To find this "most general" Lie algebra associated to a Lie group, you can look at a very special vector space, namely the tangent space at the identity element $1\in T$. The ajdoint representation of the group on this space will give rise to a Lie bracket $[·,·]$ on that vector space and turn it into said "most general" Lie algebra.
As for your particular questions:


*

*Weinberg only the mentions "a Lie algebra", though it comes from a group.
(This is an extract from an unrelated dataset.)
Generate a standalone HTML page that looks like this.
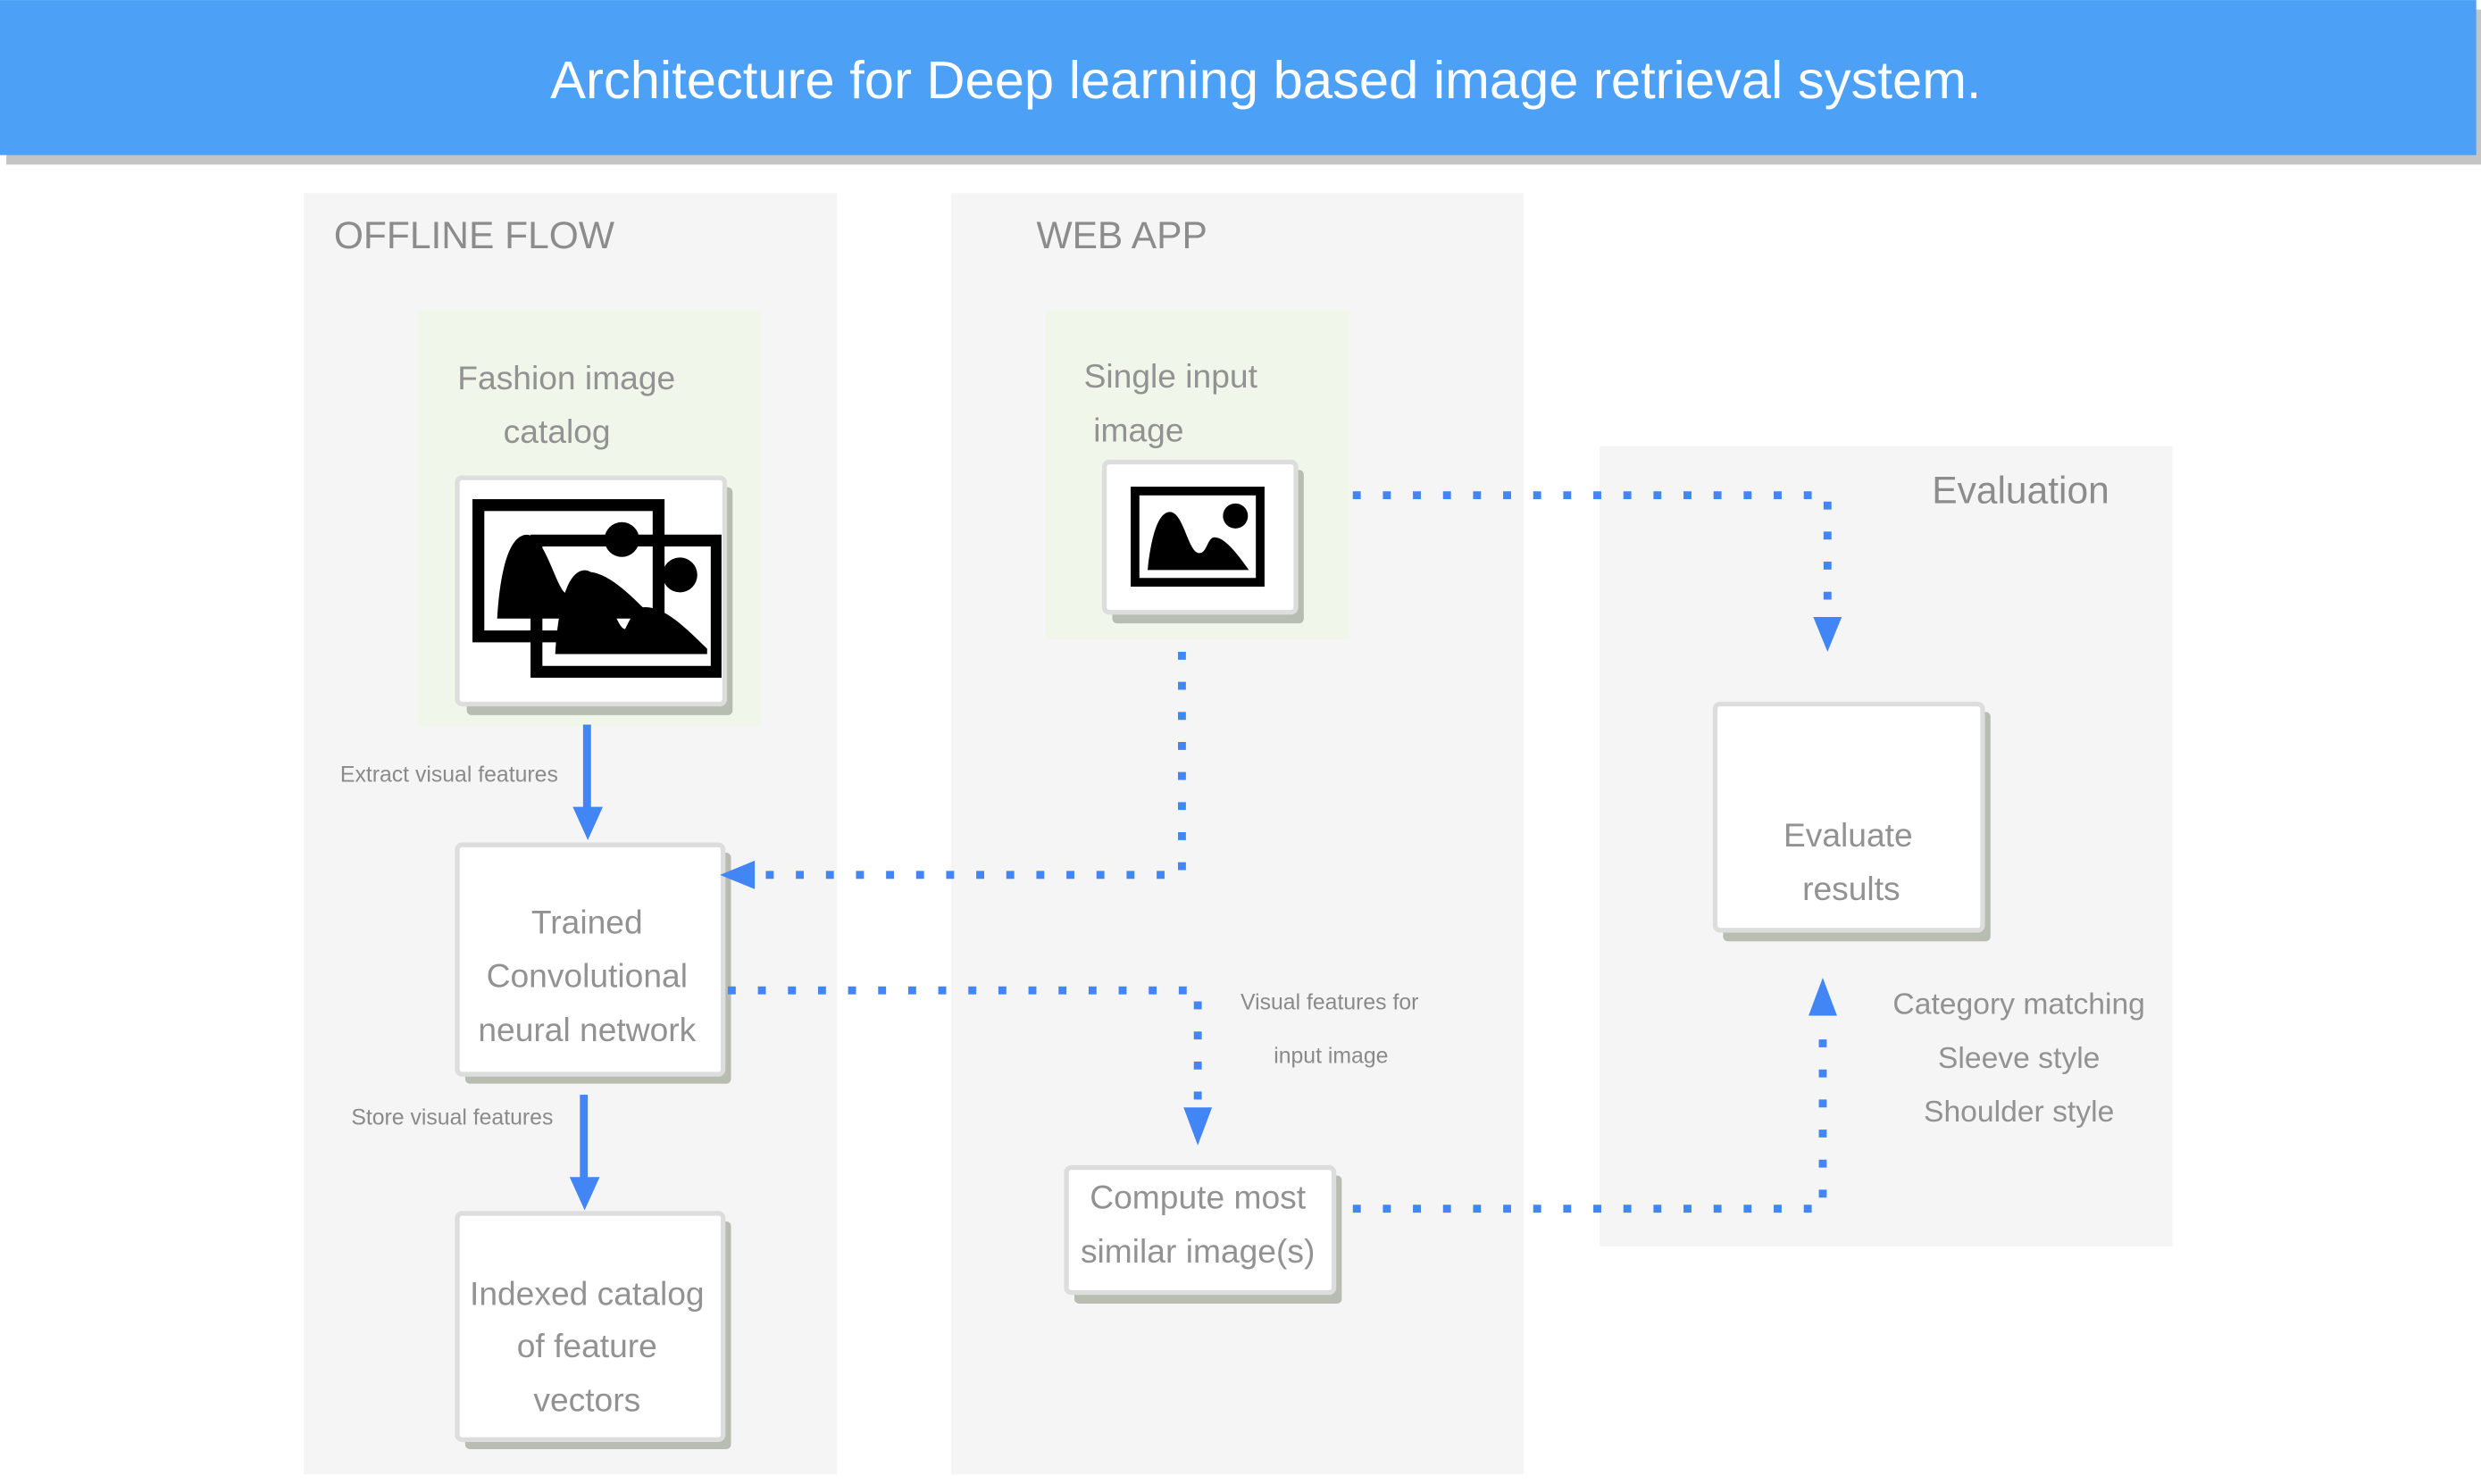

It's "the" lie algebra of the group $U(T)$.

*In general, every such Lie algebra is a homomorphic image of "the" Lie algebra associated to $T$. These Lie algebras are different from each other; for instance, the vector spaces may have different dimensions.

*Weinberg invokes Wigners theorem for the following reason: a priori, the symmetry group $T$ acts on rays. Remember that the vector $|ψ\rangle$ represents the same physical state as the vector $ξ|ψ\rangle$ which arise from multiplication with an arbitrary complex number of mangitude $|ξ|=1$. A ray is the set of all vectors that arise in this fashion; they all represent the same physical state.
Now, the symmetry maps physical states to physical states, i.e. sets of vectors to sets of vectors. But each symmetry operation is allowed to permutate vectors within the set, after all, they are indistinguishable physically. It is not clear at all that a mapping $T_1$ on rays can be recast as a mapping $U(T_1)$ that acts on individual vectors and is linear. Neither is it clear that $U(T_1T_2) = U(T_1)U(T_2)$, because these operations may map the rays to each other, but they might permute the vectors within a ray rather differently, which would manifest in a phase $U(T_1T_2)|ψ\rangle = ξ·U(T_1)U(T_2)|ψ\rangle$.
We want the symmetry to act on a Hilbert space, though, because this allows us use the familiar expression for the commutator of two operators $[X,Y] = XY-YX$. After all, it involves the addition (subtraction) of two operators, something that is not available for symmetries merely acting on rays.
Other than that, Hilbert spaces are completely unnecessary for defining Lie algebras or Lie groups.
The question of how to find all representations of a Lie group or of a Lie algebra is beyond the scope of this answer. It leads to topics such as semisimple Lie algebras and their classification.

*Mathematicians obtain the Lie algebra associated to a Lie group by considering the tangent space at the identity element, as mentioned above. The Lie group doesn't need to be connected for this to be well-defined. (But it is only useful for studying the part of the group that is connected to the identity.)